Fidèle à lui-même, Valle-Inclán en 1921 aide un groupe théâtral bolchevisant et, lors d’une visite au Mexique, prend parti, au grand scandale de la colonie espagnole, pour les Indiens et la réforme agraire. Mais c’est l’année 1920 qui marque le grand tournant de son œuvre littéraire. Il ajuste son écriture et son comportement, son esthétique et son éthique ; il met à bas le fragile édifice théorique qu’il avait monté en 1916 à la lumière fuligineuse de La lámpara maravillosa (la Lampe merveilleuse). Ses Luces de Bohemia (Lumières de Bohême, 1924) jettent une lumière crue et cruelle sur la misère des êtres marginaux, poètes sans public, baladins sans clients, bouffons crispés, rêveurs tragiques, dont les gens de la bonne société ont fait des épaves grotesques et indignes : « Partout des canailles et, au premier rang, nous autres les poètes. » Aussi bien, cette tragi-comédie à clef définit son nouveau style en fonction d’une vision rigoureuse du monde : le Don Juan des Sonatas s’est mué en croquemitaine (esperpento). Son chef-d’œuvre, Divinas palabras (Divines Paroles, 1920), relève du théâtre panique : la femme perdue trouve asile dans la petite église rurale et le monde miraculeux des âmes rudes rentre dans l’ordre lorsque retentit l’appel rituel de mots en latin que pourtant personne ne comprend ; la bacchanale cesse, Dieu prend la suite. La Farsa y licencia de la reina castiza (Farce licencieuse de la reine ollé ollé), Los cuernos de don Friolera (les Cornes de don Friolera) [1921] et Cara de plata (Comedia bárbara) [Visage d’argent, 1922] précisent la doctrine de l’esperpento.

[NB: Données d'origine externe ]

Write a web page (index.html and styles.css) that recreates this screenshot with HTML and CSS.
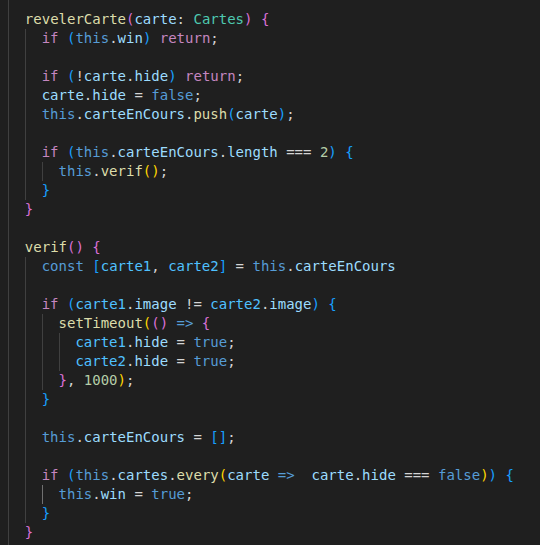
FILE: index.html
```html
<!DOCTYPE html>
<html>
<head>
<meta charset="utf-8">
<link rel="stylesheet" href="styles.css">
</head>
<body>
<div class="editor">
<div class="ln"><i class="g"></i><span class="fn">revelerCarte</span><span class="b2">(</span><span class="v">carte</span>: <span class="ty">Cartes</span><span class="b2">)</span> <span class="b2">{</span></div>
<div class="ln"><i class="g"></i><i class="g"></i><span class="kw">if</span> <span class="b3">(</span><span class="st">this</span>.<span class="v">win</span><span class="b3">)</span> <span class="kw">return</span>;</div>
<div class="ln"><i class="g"></i><i class="g"></i></div>
<div class="ln"><i class="g"></i><i class="g"></i><span class="kw">if</span> <span class="b3">(</span>!<span class="v">carte</span>.<span class="v">hide</span><span class="b3">)</span> <span class="kw">return</span>;</div>
<div class="ln"><i class="g"></i><i class="g"></i><span class="v">carte</span>.<span class="v">hide</span> = <span class="st">false</span>;</div>
<div class="ln"><i class="g"></i><i class="g"></i><span class="st">this</span>.<span class="v">carteEnCours</span>.<span class="fn">push</span><span class="b3">(</span><span class="v">carte</span><span class="b3">)</span>;</div>
<div class="ln"><i class="g"></i><i class="g"></i></div>
<div class="ln"><i class="g"></i><i class="g"></i><span class="kw">if</span> <span class="b3">(</span><span class="st">this</span>.<span class="v">carteEnCours</span>.<span class="v">length</span> === <span class="n">2</span><span class="b3">)</span> <span class="b3">{</span></div>
<div class="ln"><i class="g"></i><i class="g"></i><i class="g"></i><span class="st">this</span>.<span class="fn">verif</span><span class="b1">()</span>;</div>
<div class="ln"><i class="g"></i><i class="g"></i><span class="b3">}</span></div>
<div class="ln"><i class="g"></i><span class="b2">}</span></div>
<div class="ln"><i class="g"></i></div>
<div class="ln"><i class="g"></i><span class="fn">verif</span><span class="b2">()</span> <span class="b2">{</span></div>
<div class="ln"><i class="g"></i><i class="g"></i><span class="st">const</span> <span class="b3">[</span><span class="c">carte1</span>, <span class="c">carte2</span><span class="b3">]</span> = <span class="st">this</span>.<span class="v">carteEnCours</span></div>
<div class="ln"><i class="g"></i><i class="g"></i></div>
<div class="ln"><i class="g"></i><i class="g"></i><span class="kw">if</span> <span class="b3">(</span><span class="c">carte1</span>.<span class="v">image</span> != <span class="c">carte2</span>.<span class="v">image</span><span class="b3">)</span> <span class="b3">{</span></div>
<div class="ln"><i class="g"></i><i class="g"></i><i class="g"></i><span class="fn">setTimeout</span><span class="b1">(</span><span class="b2">()</span> <span class="st">=&gt;</span> <span class="b2">{</span></div>
<div class="ln"><i class="g"></i><i class="g"></i><i class="g"></i><i class="g"></i><span class="c">carte1</span>.<span class="v">hide</span> = <span class="st">true</span>;</div>
<div class="ln"><i class="g"></i><i class="g"></i><i class="g"></i><i class="g"></i><span class="c">carte2</span>.<span class="v">hide</span> = <span class="st">true</span>;</div>
<div class="ln"><i class="g"></i><i class="g"></i><i class="g"></i><span class="b2">}</span>, <span class="n">1000</span><span class="b1">)</span>;</div>
<div class="ln"><i class="g"></i><i class="g"></i><span class="b3">}</span></div>
<div class="ln"><i class="g"></i><i class="g"></i></div>
<div class="ln"><i class="g"></i><i class="g"></i><span class="st">this</span>.<span class="v">carteEnCours</span> = <span class="b3">[]</span>;</div>
<div class="ln"><i class="g"></i><i class="g"></i></div>
<div class="ln"><i class="g"></i><i class="g"></i><span class="kw">if</span> <span class="b3">(</span><span class="st">this</span>.<span class="v">cartes</span>.<span class="fn">every</span><span class="b1">(</span><span class="v">carte</span> <span class="st">=&gt;</span>  <span class="v">carte</span>.<span class="v">hide</span> === <span class="st">false</span><span class="b1">)</span><span class="b3">)</span> <span class="b3">{</span></div>
<div class="ln"><i class="g"></i><i class="g"></i><i class="g active"></i><span class="st">this</span>.<span class="v">win</span> = <span class="st">true</span>;</div>
<div class="ln"><i class="g"></i><i class="g"></i><span class="b3">}</span></div>
<div class="ln"><i class="g"></i><span class="b2">}</span></div>
<div class="ln"><i class="g"></i></div>
</div>
</body>
</html>
```

FILE: styles.css
```css
html, body {
  margin: 0;
  padding: 0;
  background: #1f1f1f;
  height: 100%;
  overflow: hidden;
}

.editor {
  padding: 10px 0 0 8px;
  font-family: "DejaVu Sans Mono", monospace;
  font-size: 14px;
  color: #d4d4d4;
  position: relative;
}

.editor::before {
  content: "";
  position: absolute;
  left: 8px;
  top: 0;
  height: 545px;
  border-left: 1px solid #404040;
}

.ln {
  height: 19px;
  line-height: 19px;
  white-space: pre;
}

.g {
  display: inline-block;
  width: 2ch;
  height: 19px;
  vertical-align: top;
  box-sizing: border-box;
  border-left: 1px solid #404040;
}

.g.active {
  border-left-color: #707070;
}

.kw { color: #c586c0; }
.st { color: #569cd6; }
.v { color: #9cdcfe; }
.c { color: #4fc1ff; }
.fn { color: #dcdcaa; }
.ty { color: #4ec9b0; }
.n { color: #b5cea8; }
.b1 { color: #ffd700; }
.b2 { color: #da70d6; }
.b3 { color: #179fff; }
```
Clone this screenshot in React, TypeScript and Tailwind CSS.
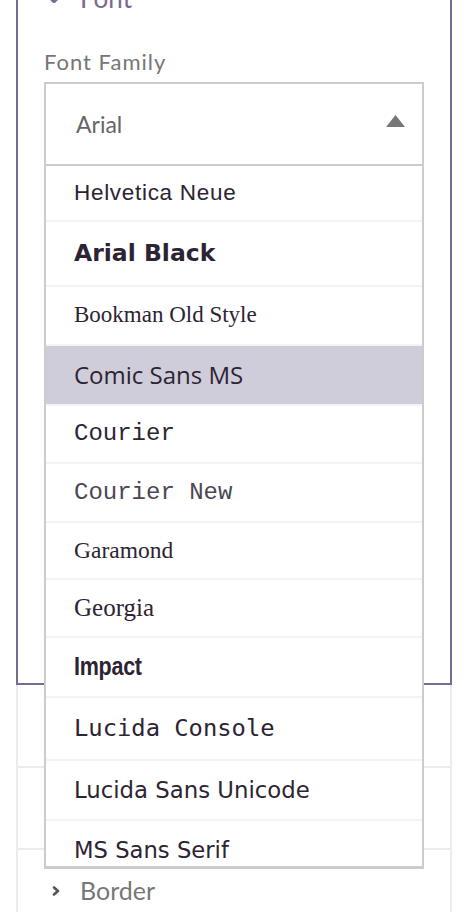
import React from "react";

type Item = { label: string; h: string; cls: string; active?: boolean };

const items: Item[] = [
  { label: "Helvetica Neue", h: "h-[56px]", cls: "font-['Liberation_Sans',sans-serif] text-[22.5px] tracking-[0.7px]" },
  { label: "Arial Black", h: "h-[65px]", cls: "font-['DejaVu_Sans',sans-serif] font-bold text-[23.5px]" },
  { label: "Bookman Old Style", h: "h-[59px]", cls: "font-['Liberation_Serif',serif] text-[23px]" },
  { label: "Comic Sans MS", h: "h-[60px]", cls: "font-['Open_Sans',sans-serif] text-[24px]", active: true },
  { label: "Courier", h: "h-[58px]", cls: "font-['Liberation_Mono',monospace] text-[24px]" },
  { label: "Courier New", h: "h-[59px]", cls: "font-['Liberation_Mono',monospace] text-[24px] text-[#4d4652]" },
  { label: "Garamond", h: "h-[57px]", cls: "font-['Liberation_Serif',serif] text-[23.5px]" },
  { label: "Georgia", h: "h-[58px]", cls: "font-['Liberation_Serif',serif] text-[25px]" },
  { label: "Impact", h: "h-[60px]", cls: "inline-block origin-left scale-x-[0.86] font-['Liberation_Sans',sans-serif] font-bold text-[25px] tracking-[-0.3px]" },
  { label: "Lucida Console", h: "h-[63px]", cls: "font-['DejaVu_Sans_Mono',monospace] text-[23.8px]" },
  { label: "Lucida Sans Unicode", h: "h-[60px]", cls: "font-['DejaVu_Sans',sans-serif] text-[22.8px]" },
  { label: "MS Sans Serif", h: "h-[60px]", cls: "font-['DejaVu_Sans',sans-serif] text-[22.7px]" },
];

export default function App() {
  return (
    <div className="w-[474px] h-[912px] overflow-hidden bg-white font-['Lato',sans-serif]">
      <div className="ml-4 w-[436px] -mt-[32px]">
        {/* Font section (open) */}
        <div className="border-2 border-[#776a94] px-[26px] pb-[517px]">
          <div className="h-[56px] flex items-center -mx-[26px] pl-[28px]">
            <svg width="16" height="12" viewBox="0 0 16 12" className="shrink-0">
              <polyline points="2,3 8,9 14,3" fill="none" stroke="#776a94" strokeWidth="4" strokeLinecap="round" strokeLinejoin="round" />
            </svg>
            <span className="ml-[18px] text-[26px] leading-[30px] text-[#776a94]">Font</span>
          </div>
          <div className="mt-[23px] text-[22px] leading-[26px] tracking-[1px] text-[#767676]">Font Family</div>
          <div className="relative mt-[7px]">
            <div className="h-[84px] border-2 border-[#cccccc] flex items-center justify-between pl-[30px] pr-[17px]">
              <span className="text-[23px] text-[#666666]">Arial</span>
              <svg width="19" height="12" viewBox="0 0 19 12" className="mb-[6px]">
                <polygon points="9.5,0 19,12 0,12" fill="#777777" />
              </svg>
            </div>
            <div className="absolute left-0 right-0 top-full z-10 bg-white border-x-2 border-b-[3px] border-[#cccccc] h-[703px] overflow-hidden">
              {items.map((it) => (
                <div
                  key={it.label}
                  className={`${it.h} flex items-center pl-[28px] border-b-2 border-[#f4f4f4] text-[#2d2433] ${it.active ? "bg-[#d0cdda]" : "bg-white"}`}
                >
                  <span className={`${it.cls} whitespace-nowrap`}>{it.label}</span>
                </div>
              ))}
            </div>
          </div>
        </div>
        {/* Collapsed sections */}
        <div className="h-[83px] border-x-2 border-b-2 border-[#ececec]" />
        <div className="h-[82px] border-x-2 border-b-2 border-[#ececec]" />
        <div className="h-[82px] border-x-2 border-[#ececec] flex items-center pl-[34px]">
          <svg width="8" height="10" viewBox="0 0 8 10" className="shrink-0">
            <polyline points="2,1.5 6,5 2,8.5" fill="none" stroke="#555555" strokeWidth="2.6" strokeLinecap="round" strokeLinejoin="round" />
          </svg>
          <span className="ml-[20px] text-[25px] text-[#777777]">Border</span>
        </div>
      </div>
    </div>
  );
}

Valle-Inclán donne le nom du croquemitaine à la scène, à l’acte, à la pièce et au genre. L’ouvrage tantôt prend des aspects de parodie de mélodrame, tantôt de tragi-comédie grotesque et se rapproche, s’il est plus court, de la comédie-bouffe et du guignol. (Dans le même temps, Unamuno inventait la nivola pour rendre compte lui aussi, mais sans humour, du nouveau sentiment tragique de la vie.)